Aber viele sind noch skeptisch. Eine oft gehörte Frage bei den Versammlungen am nächsten Tag in Riga und im 45 Kilometer entfernten Jelgava bezog sich auf den Unterschied zwischen der Europäischen Union und der Sowjetunion. Lettland hat ja wie viele Staaten in seiner Nachbarschaft, eine sehr bewegte Geschichte und war sowohl Teil des Zarenreiches als auch später der Sowjetunion – nach dem Stalin-Hitler Pakt. Schon im Zarenreich gab es Aufstände sowohl gegen die autokratische Herrschaft der Zaren, als auch für die Unabhängigkeit. Die lettischen „roten Schützen“ werden vielfach sogar als die eigentlichen Verursacher der russischen Revolution betrachtet.

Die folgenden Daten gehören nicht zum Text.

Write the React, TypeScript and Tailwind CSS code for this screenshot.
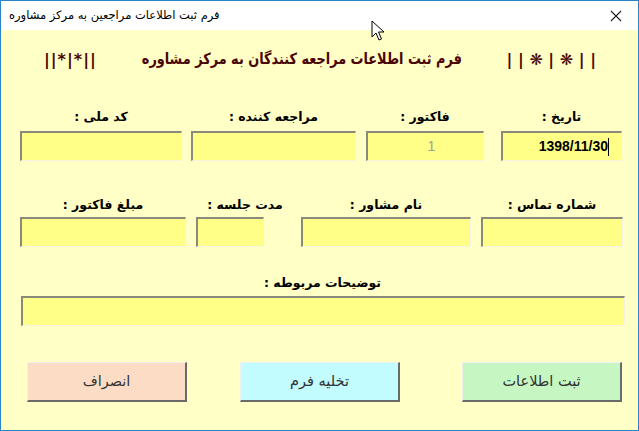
import React from "react";

const fa = { fontFamily: '"DejaVu Sans", "Noto Sans", sans-serif' };

function Field({ w, children, cls = "" }: { w: string; children?: React.ReactNode; cls?: string }) {
  return (
    <div
      className={`${w} h-[30px] bg-[#ffff88] border-t-2 border-l-2 border-t-[#8a8a7a] border-l-[#8a8a7a] border-b border-r border-b-[#f4f4e0] border-r-[#f4f4e0] flex items-center ${cls}`}
    >
      {children}
    </div>
  );
}

function Label({ w, text }: { w: string; text: string }) {
  return (
    <div className={`${w} text-center text-[12.5px] font-bold text-black leading-[18px] whitespace-nowrap`} style={fa}>
      {text}
    </div>
  );
}

function Btn({ text, bg }: { text: string; bg: string }) {
  return (
    <div
      className={`w-[160px] h-[40px] ${bg} border-t border-l border-t-[#f0f0f0] border-l-[#f0f0f0] border-b-2 border-r-2 border-b-[#6a6a6a] border-r-[#6a6a6a] flex items-center justify-center text-[14.5px] text-[#333]`}
      style={fa}
    >
      {text}
    </div>
  );
}

export default function App() {
  return (
    <div className="w-[639px] h-[431px] relative border border-[#2a84c8] bg-[#ffffc6] flex flex-col overflow-hidden">
      {/* title bar */}
      <div className="h-[29px] bg-white flex items-center justify-between pl-2 pr-3 shrink-0">
        <span className="text-[11.5px] text-black" style={fa} dir="rtl">
          فرم ثبت اطلاعات مراجعین به مرکز مشاوره
        </span>
        <svg width="12" height="12" viewBox="0 0 12 12" className="mr-1">
          <path d="M1 1 L11 11 M11 1 L1 11" stroke="#222" strokeWidth="1.1" />
        </svg>
      </div>

      <div dir="rtl" className="flex flex-col">
        {/* heading */}
        <div className="mt-[18px] h-[24px] flex items-center pr-[42px] text-[#4a0505] font-bold" style={fa}>
          <div className="text-[16px] whitespace-pre" dir="ltr">| | ❋ | ❋ | |</div>
          <div className="mr-[12px] text-[15.5px] whitespace-nowrap scale-x-[0.83]">
            فرم ثبت اطلاعات مراجعه کنندگان به مرکز مشاوره
          </div>
          <div className="mr-[12px] text-[16px] tracking-[1px] whitespace-pre" dir="ltr">||*|*||</div>
        </div>

        {/* row 1 */}
        <div className="mt-[36px] flex pr-[16px]">
          <Label w="w-[121px]" text="تاریخ :" />
          <div className="w-[17px]" />
          <Label w="w-[118px]" text="فاکتور :" />
          <div className="w-[10px]" />
          <Label w="w-[165px]" text="مراجعه کننده :" />
          <div className="w-[9px]" />
          <Label w="w-[162px]" text="کد ملی :" />
        </div>
        <div className="mt-[5px] flex pr-[16px]">
          <Field w="w-[121px]" cls="justify-start pr-[12px]">
            <span className="w-px h-[18px] bg-black" />
            <span className="text-[14px] font-bold text-black" style={{ fontFamily: '"Liberation Sans", sans-serif' }} dir="ltr">
              1398/11/30
            </span>
          </Field>
          <div className="w-[17px]" />
          <Field w="w-[118px]" cls="justify-center">
            <span className="text-[14px] text-[#a0a0a0] pl-[12px]" style={{ fontFamily: '"Liberation Sans", sans-serif' }}>
              1
            </span>
          </Field>
          <div className="w-[10px]" />
          <Field w="w-[165px]" />
          <div className="w-[9px]" />
          <Field w="w-[162px]" />
        </div>

        {/* row 2 */}
        <div className="mt-[35px] flex pr-[15px]">
          <Label w="w-[142px]" text="شماره تماس :" />
          <div className="w-[10px]" />
          <Label w="w-[170px]" text="نام مشاور :" />
          <div className="w-[7px]" />
          <Label w="w-[98px]" text="مدت جلسه :" />
          <div className="w-[10px]" />
          <Label w="w-[166px]" text="مبلغ فاکتور :" />
        </div>
        <div className="mt-[3px] flex pr-[15px]">
          <Field w="w-[142px]" />
          <div className="w-[10px]" />
          <Field w="w-[170px]" />
          <div className="w-[37px]" />
          <Field w="w-[68px]" />
          <div className="w-[10px]" />
          <Field w="w-[166px]" />
        </div>

        {/* row 3 */}
        <div className="mt-[27px] flex justify-center pl-[6px]">
          <Label w="w-[200px]" text="توضیحات مربوطه :" />
        </div>
        <div className="mt-[4px] flex pr-[13px]">
          <Field w="w-[604px]" />
        </div>

        {/* buttons */}
        <div className="mt-[36px] flex pr-[16px]">
          <Btn text="ثبت اطلاعات" bg="bg-[#c6f7c2]" />
          <div className="w-[62px]" />
          <Btn text="تخلیه فرم" bg="bg-[#c2fcff]" />
          <div className="w-[53px]" />
          <Btn text="انصراف" bg="bg-[#fcdcc4]" />
        </div>
      </div>

      {/* mouse pointer */}
      <svg className="absolute left-[370px] top-[19px]" width="14" height="22" viewBox="0 0 14 22">
        <path d="M1 1 L1 17 L5 13 L8 20 L10.5 19 L7.5 12 L13 12 Z" fill="white" stroke="black" strokeWidth="1" strokeLinejoin="round" />
      </svg>
    </div>
  );
}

Ihr Denkmal steht gleich neben dem Museum über die russische Okkupation.

Vage Skepsis

Viele wollen jedenfalls die kurzen Jahre der Unabhängigkeit in der Zwischenkriegszeit und nach dem Zusammenbruch der Sowjetunion nicht in einer neuen Union verschwinden sehen.
Natürlich habe ich versucht, die Unterschiede zwischen der Europäischen Union und der Sowjetunion ausführlich darzustellen. Dabei habe ich die EU nicht als Paradies geschildert. Aber gerade einem armen kleinen Land könnte viel geholfen werden, materiell und psychologisch, um dessen Selbstbewusstsein und Unabhängigkeit zu stärken. Der kommende Samstag wird zeigen, ob die Befürworter oder die Gegner überzeugender waren.

Innere Spannungen

Der Beitritt Lettlands könnte auch helfen, die inneren Spannungen in diesem Land zu überwinden. Denn nur 52 Prozent sind Letten ethnischen Ursprungs. 35 Prozent sind russischer Herkunft. Darüber hinaus gibt es auch noch viele andere Minderheiten (Ukrainer, etc.). Selbst die Letten russischer Herkunft sind keine homogene Gruppe. Einige haben sich schon vor längerer Zeit in diesem Land angesiedelt, andere wieder sind mit der sowjetischen Besatzung und Herrschaft gekommen.
Es ist offensichtlich, dass vor allem diese zweite Generation für viele ethnische Letten ein „Problem“ darstellt, vor allem in den jenen Städten, wo sie die Mehrheit stellen. Insbesondere die ursprünglich extrem schwierigen Bedingungen, die lettische Staatsbürgerschaft zu bekommen und die Ablehnung der lettischen Unabhängigkeit durch einen Teil der Minderheiten haben dazu geführt, dass noch heute 20 Prozent der Bevölkerung nicht die lettische Staatsbürgerschaft besitzen.
Ich hoffe, die EU kann gemeinsam mit allen Betroffenen diese Spannungen überwinden.